Być może trzy wyroki gremiów zdominowanych przez liberałów na trzech konserwatystach jedynie przypadkowo są tak drastyczne i rażące niesprawiedliwością i być może jest jedynie koincydencją, że zapadły one po wyborach parlamentarnych, w których konserwatystów uznano za przegranych. Być może Komisja Dyscyplinarna Uniwersytetu Warszawskiego faktycznie potrzebowała obradować aż dwa i pół miesiąca (od 22 sierpnia), by rozsądzić czy tweet Oskara Szafarowicza na temat sprawy, która i tak była już roztrząsana w mediach, jest powodem do usunięcia go z uczelni.
Student prawa i działacz Forum Młodych PiS dostał za tego jednego tweeta naganę i grozi mu wyrzucenie z Uniwersytetu, choć ma średnią ocen obliczaną z wieloma piątkami z egzaminów (a może właśnie dlatego). Być może nie ma to nic z wspólnego z tym, że członkiem komisji jest profesor Maciej Górecki z dumą ogłaszający, że wszystkich pisowców zwolniłby z uczelni, a szerzej - pozbawiłby także majątków. Obecność w Komisji Magdaleny Środy dopełnia tego wymiaru obiektywizmu.
Być może Komisja Prawna (JURI) Parlamentu Europejskiego także przypadkowo przesunęła termin swojego posiedzenia na powyborczy, by osądzić polityków Zjednoczonej Prawicy (Patryk Jaki, Beata Kempa,…) za to, że „polajkowali” w mediach społecznościowych oficjalny i legalny spot wyborczy własnej partii (z 2018 roku). Pewnie ktoś z tego gremium nie mógł obradować wcześniej, zachorował, jesień w tym roku taka kapryśna.
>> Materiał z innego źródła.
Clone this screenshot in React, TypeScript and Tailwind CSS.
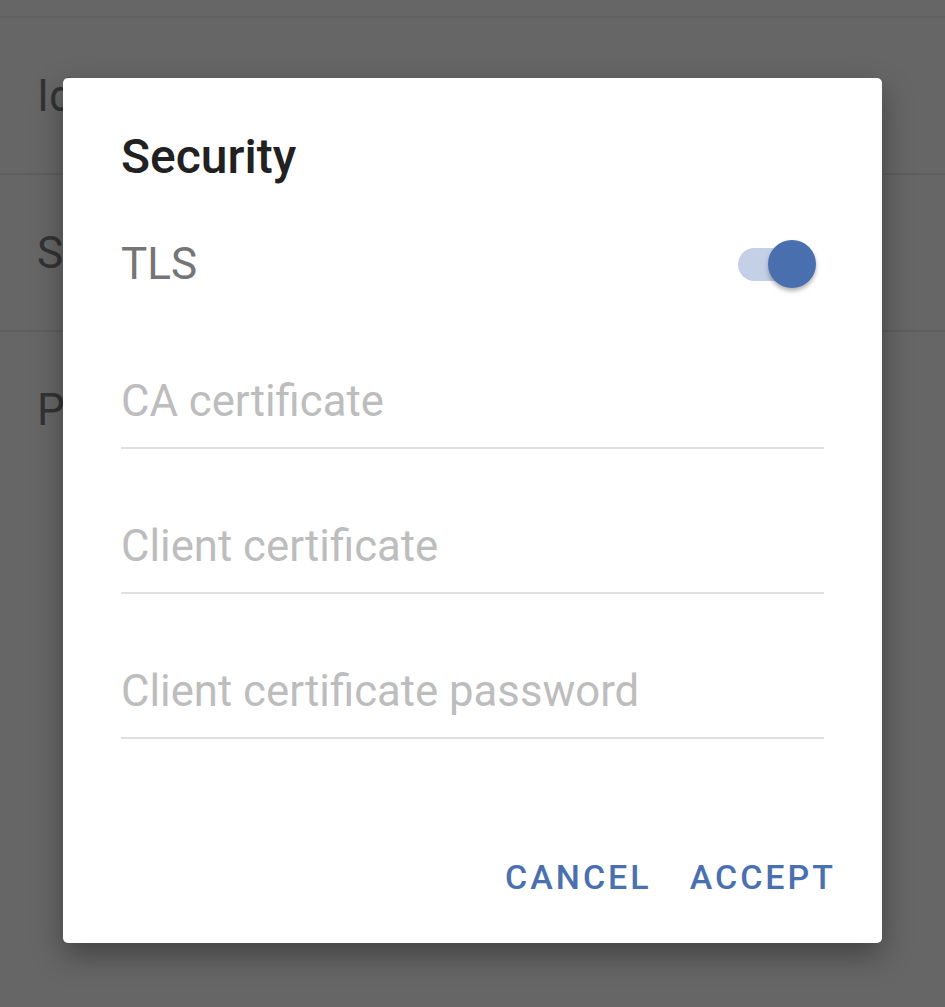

Za ofiarę przepychanek pod kościołem św. Krzyża w Warszawie została uznana Katarzyna Augustynek, tzw. Babcia Kasia. Tak często wulgarna, agresywna, atakująca ludzi, teraz będzie mogła świętować swój sukces kwotą 10 tysięcy złotych, które ma uzyskać od Roberta Bąkiewicza. Wola demolowania przez nią kościołów została jakoś pominięta.
Zatem za tweeta na temat sprawy powszechnie znanej można wylecieć z uczelni, za polubienie spotu wyborczego - z europarlamentu, a za wtargnięcie do kościoła można dostać 10 tysięcy złotych. Jednak nie tylko same decyzje mogą dziwić i oburzać, ale też i ich termin. Wszystko wydarzyło się w ciągu kilku dni dwa, tygodnie po wyborach parlamentarnych. I być może jest to tylko przypadek, a nie koniunkturalizm i tchórzostwo decydentów.
Nadchodzi czas hiperinflacji odwagi i wzmożenia podczas polowania na pisowców. Instynkt stadny jest u nich silniejszy niż w komunistycznych partiach walczących wiecznie z faszyzmem.